At the weekend I took the long route down to Pembrokeshire to pay a visit to Ramsey Island before it closes for the winter at the end of next month. After spending another couple of weeks volunteering there in June, I wanted to visit later on in the season, especially wanting to see the grey seals pupping on the beaches.
I tried to make the trip a couple of Septembers ago but poor weather on three consecutive days thwarted my attempt. This time I left my decision to visit to the last minute and with Saturday’s weather looking to be set fair, I set off down through Wales on Friday afternoon. The journey took longer than usual as I went via a different route, using country lanes through the heart of mid-Wales, eventually arriving in time to watch the rugby in the pub.

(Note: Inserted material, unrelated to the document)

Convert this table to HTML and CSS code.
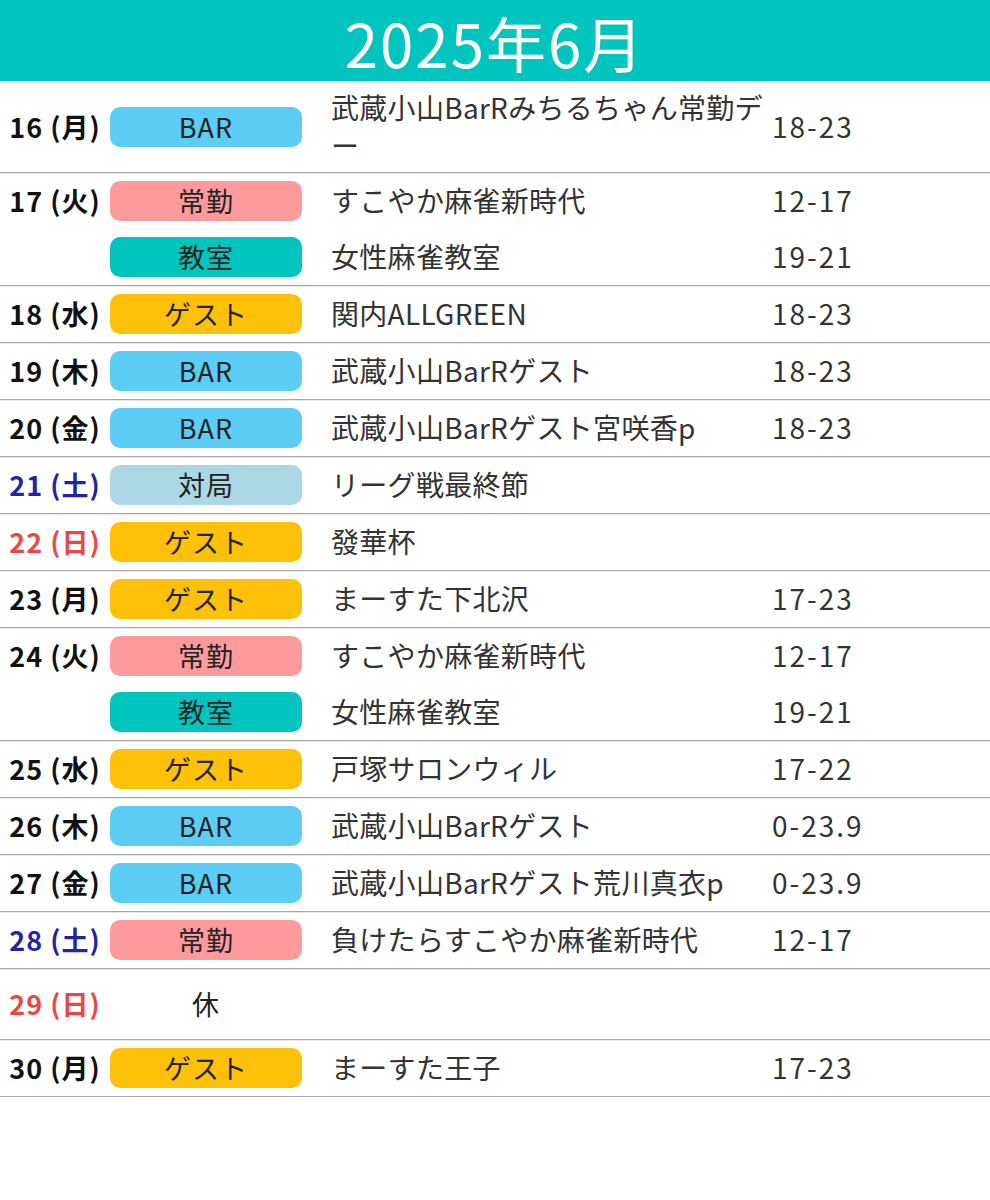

Having left my plans to the last minute, I couldn’t get a room in the B&B I used last time; the Coach House in the centre of St David’s. Instead, I booked into the sister property, Bwlch Carte, a cottage with a couple of B&B rooms on the edge of town but only about 10 minutes walk from the centre. I was glad I did as I woke to the view below – having left the curtains open, I woke to see mist across the heathland behind the cottage, with the hills poking out of the top – I’m glad I didn’t lie in!
The weather was perfect and the crossing to Ramsey about a calm as I’ve seen it. I spent the day wandering around the island, feeling like I should be getting on with some tasks, but instead just enjoying the scenery and sunshine. I had hoped that the heathland flowers would still be out but they had long faded and I will need to visit in late August to get them in their prime. However, just as photogenic, the drying grass and wilting bracken gave a rusty autumn tint to the land, showing that the fine weather was possibly just a last lingering flicker of the summer.
Most of the way around the island, where sounds could float up from the bays, I could hear seals, but it was only when I got to Aber Mawr, the largest bay on the island, that the importance of Ramsey Island for pupping could be seen. Ramsey is the largest breeding site for Atlantic grey seals in southern Britain and around 700 are born on its beaches every autumn. Aber Mawr had its fair share with cows and calves spread out across its sand, pebbles and rocks.
The bird life was a little quieter than when I was there in June; some of the summer visitors were still around but the cliff-nesting birds were all gone to sea for the winter. However, the autumn migration was well underway with waves of hirundines (swallows and martins) flying through on their passage south. Before the 4:00pm boat arrived to take the visitors back across the Sound, including me for once, I spent a little time looking for a wryneck in one of the bays but without any luck – I’ll have to wait longer for my first ever sighting.
It was with sadness that I drove home yesterday – it’ll probably be summer again before I make another trip to the Island – but the long journey was well worth it, even for a visit of just a few short hours.